Styles: Your options are flooring in scraped, smooth and textured finishes. The textured finish is a traditional finish similar to wire brushing.
Styles cover the design spectrum from rustic and traditional to modern and contemporary.
Somerset calls its narrow-width planks “strip flooring,” as other brands do. Widths start at just 2 ¼”. Most lines are medium-width, and several boast either wide planks or boxes of mixed-width planks.
In short, Somerset covers the range of styles better than most manufacturers.
Top Lines: The Color Plank Collection sells very well due to its 7 Appalachian oak colors – each in 4” and 5” widths for visual interest. The Somerset Classic Collection is also Appalachian oak in 7 colors, but plank widths are 2 ¼” and 3 ¼”. Both floors have a 50-year finish warranty and lifetime structural warranty for residential use.
The Character Collection incorporates wood knots and other characteristics found in maple, hickory and white oak. Somerset’s Specialty Collection is the largest, 10 options in Appalachian hickory and maple, with colors in the cool to warm range with planks from 2 ¼” to 5”.
Depending on your preferences, you might also like the Somerset Wide Plank Collection with pks of 6” and 7” or the Hand Crafted Collection featuring subtle hand scraping.
Prices: $6.00 to $10.50 per square foot. Most lines are around $8.00 per square foot.
What’s Your Flooring Preference?
As you can see from the descriptions and pricing, the best engineered hardwood floors are produced in three general tiers.
Budget: Pergo, Bruce and some of the cheaper lines from other brands are affordable, a step up from laminate but not “lifetime” floors. Some can be refinished once, but that’s about it.
Most popular: The middle tier is where most of the brands in our list fall.

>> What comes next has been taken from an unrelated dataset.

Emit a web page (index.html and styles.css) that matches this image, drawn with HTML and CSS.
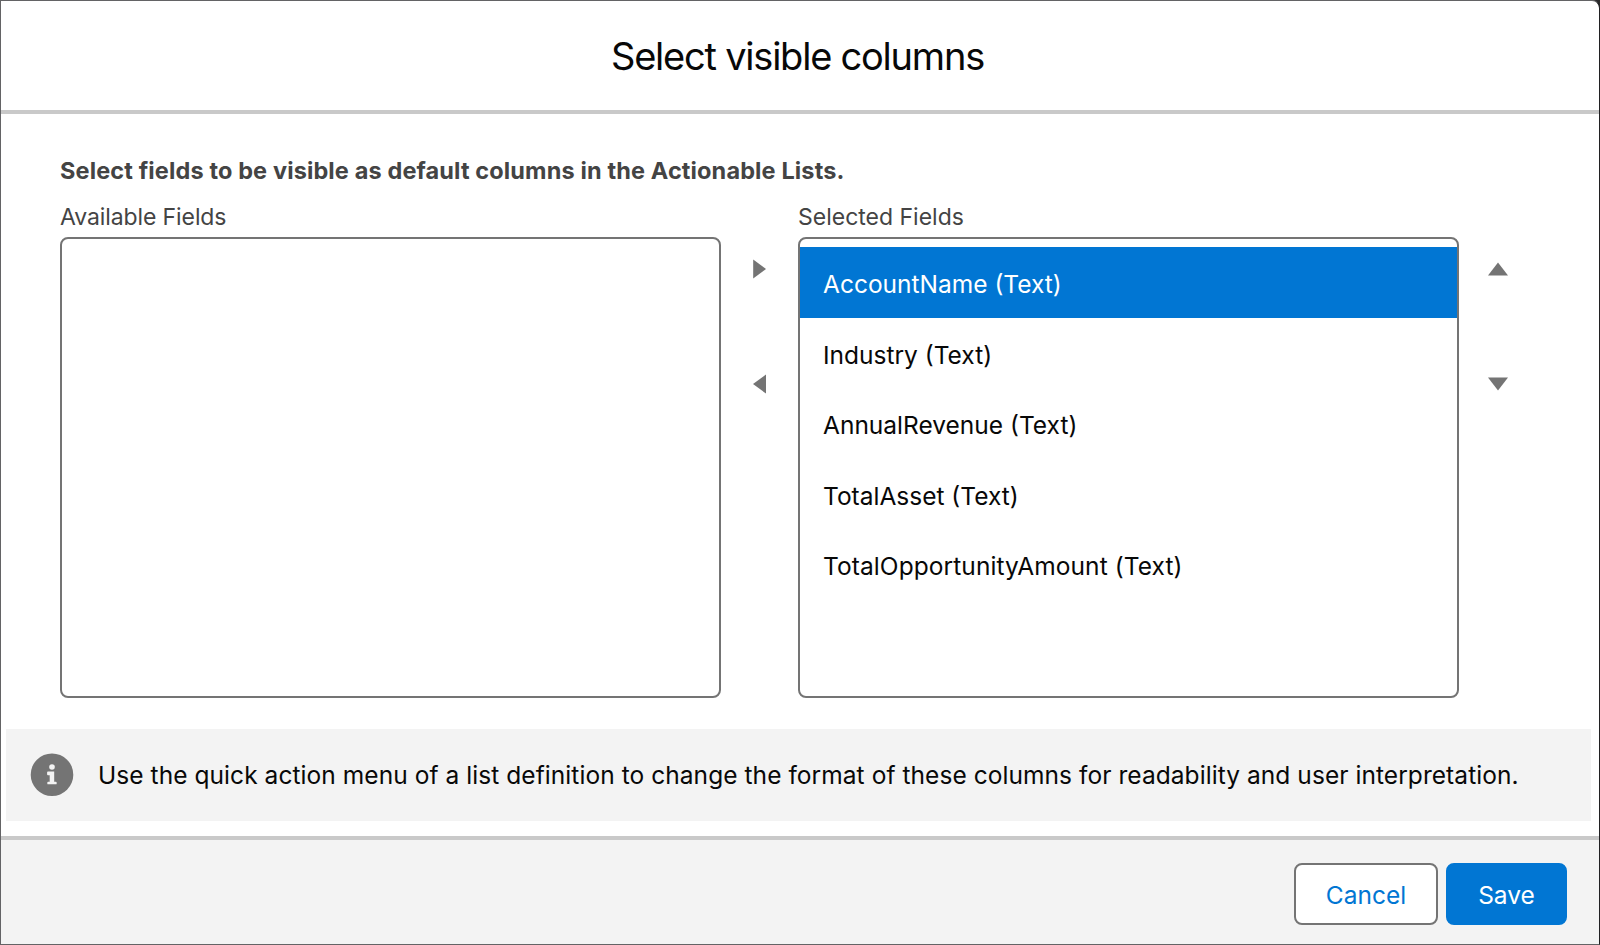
FILE: index.html
```html
<!DOCTYPE html>
<html lang="en">
<head>
  <meta charset="UTF-8">
  <meta name="viewport" content="width=device-width, initial-scale=1.0">
  <title>Select visible columns</title>
  <link rel="stylesheet" href="styles.css">
</head>
<body>

  <div class="modal">
    <header class="modal-header">
      <h2>Select visible columns</h2>
    </header>

    <div class="modal-content">
      <p class="intro">Select fields to be visible as default columns in the Actionable Lists.</p>

      <div class="dueling-list">
        <div class="list-column">
          <span class="list-label available">Available Fields</span>
          <ul class="list-box"></ul>
        </div>

        <div class="list-buttons">
          <button type="button" class="icon-button" aria-label="Move to Selected Fields">
            <svg width="20" height="20" viewBox="0 0 20 20"><path d="M3.2 0.6L16 10L3.2 19.6Z"/></svg>
          </button>
          <button type="button" class="icon-button" aria-label="Move to Available Fields">
            <svg width="20" height="20" viewBox="0 0 20 20"><path d="M16 0.6L3 10L16 19.6Z"/></svg>
          </button>
        </div>

        <div class="list-column">
          <span class="list-label">Selected Fields</span>
          <ul class="list-box">
            <li class="option active">AccountName (Text)</li>
            <li class="option">Industry (Text)</li>
            <li class="option">AnnualRevenue (Text)</li>
            <li class="option">TotalAsset (Text)</li>
            <li class="option amount">TotalOpportunityAmount (Text)</li>
          </ul>
        </div>

        <div class="list-buttons">
          <button type="button" class="icon-button" aria-label="Move up">
            <svg width="20" height="20" viewBox="0 0 20 20"><path d="M0 16.4L10 3.4L20 16.4Z"/></svg>
          </button>
          <button type="button" class="icon-button" aria-label="Move down">
            <svg width="20" height="20" viewBox="0 0 20 20"><path d="M0 3.6L10 16.6L20 3.6Z"/></svg>
          </button>
        </div>
      </div>
    </div>

    <div class="notice">
      <svg class="info-icon" width="44" height="44" viewBox="0 0 44 44">
        <circle cx="22" cy="21.7" r="21.3" fill="#747474"/>
        <circle cx="22" cy="14" r="2.8" fill="#f3f3f3"/>
        <path d="M18 18.6h6.2v10.2h1.6q.9 0 .9.9v.7q0 .9-.9.9h-7.6q-.9 0-.9-.9v-.7q0-.9.9-.9h1.5v-6.6h-1.7q-.9 0-.9-.9v-1.8q0-.9.9-.9z" fill="#f3f3f3"/>
      </svg>
      <p class="notice-text">Use the quick action menu of a list definition to change the format of these columns for readability and user interpretation.</p>
    </div>

    <footer class="modal-footer">
      <button type="button" class="button neutral">Cancel</button>
      <button type="button" class="button brand">Save</button>
    </footer>
  </div>

</body>
</html>
```
FILE: styles.css
```css
* {
  margin: 0;
  padding: 0;
  box-sizing: border-box;
}

body {
  font-family: Inter, "Liberation Sans", sans-serif;
  background-color: #2b2b2b;
  color: #080808;
  height: 945px;
  overflow: hidden;
}

/* Modal */
.modal {
  display: flex;
  flex-direction: column;
  height: 945px;
  background-color: #fff;
  border: 1px solid #636365;
  border-right-color: #202022;
  border-radius: 0 8px 0 0;
}

.modal-header {
  height: 113px;
  border-bottom: 4px solid #c9c9c9;
  text-align: center;
}

h2 {
  font-size: 38px;
  font-weight: 400;
  line-height: 46px;
  letter-spacing: -1.22px;
  padding: 32px 5px 0 0;
}

.modal-content {
  height: 615px;
  padding: 43px 0 0 59px;
}

.intro {
  font-size: 23.5px;
  font-weight: 700;
  line-height: 28px;
  letter-spacing: 0.13px;
  color: #444;
  white-space: nowrap;
}

/* Dueling list */
.dueling-list {
  display: flex;
  padding-top: 18px;
}

.list-column {
  width: 661px;
}

.list-label {
  display: block;
  font-size: 23px;
  line-height: 28px;
  color: #444;
}

.list-label.available {
  letter-spacing: -0.1px;
}

.list-box {
  height: 461px;
  margin-top: 6px;
  padding-top: 8px;
  border: 2px solid #747474;
  border-radius: 8px;
  list-style: none;
}

.option {
  height: 70.6px;
  padding-left: 23px;
  font-size: 24.5px;
  line-height: 74px;
  white-space: nowrap;
}

.option.amount {
  letter-spacing: 0.08px;
}

.option.active {
  background-color: #0176d3;
  color: #fff;
}

.list-buttons {
  display: flex;
  flex-direction: column;
  align-items: center;
  gap: 95px;
  width: 77px;
  padding-top: 56px;
}

.icon-button {
  width: 20px;
  height: 20px;
  border: none;
  background: none;
  cursor: pointer;
}

.icon-button svg {
  display: block;
  fill: #747474;
}

/* Notice */
.notice {
  display: flex;
  align-items: center;
  gap: 24px;
  height: 92px;
  margin: 0 8px 15px 5px;
  padding-left: 24px;
  background-color: #f3f3f3;
}

.notice-text {
  font-size: 24.5px;
  line-height: 30px;
  letter-spacing: 0.06px;
  white-space: nowrap;
}

/* Footer */
.modal-footer {
  display: flex;
  justify-content: flex-end;
  gap: 8px;
  flex: 1;
  padding: 23px 32px 0 0;
  border-top: 4px solid #c9c9c9;
  background-color: #f3f3f3;
}

.button {
  height: 62px;
  padding-top: 1px;
  border: 2px solid #747474;
  border-radius: 8px;
  font-family: inherit;
  font-size: 24.5px;
  cursor: pointer;
}

.neutral {
  width: 144px;
  background-color: #fff;
  color: #0176d3;
}

.brand {
  width: 121px;
  background-color: #0176d3;
  border-color: #0176d3;
  color: #fff;
}
```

Costs range from about $6 to $8 per square foot.
Top of the Line: Then there are the premium brands like Anderson Tuftex, Kahrs and Somerset plus a few top lines from other brands. These are long-term flooring options that can certainly be refinished, possibly more than once to give a home 50 to 80 years of service.
You have options, in other words, on the level of investment you want to make in quality engineered hardwood flooring.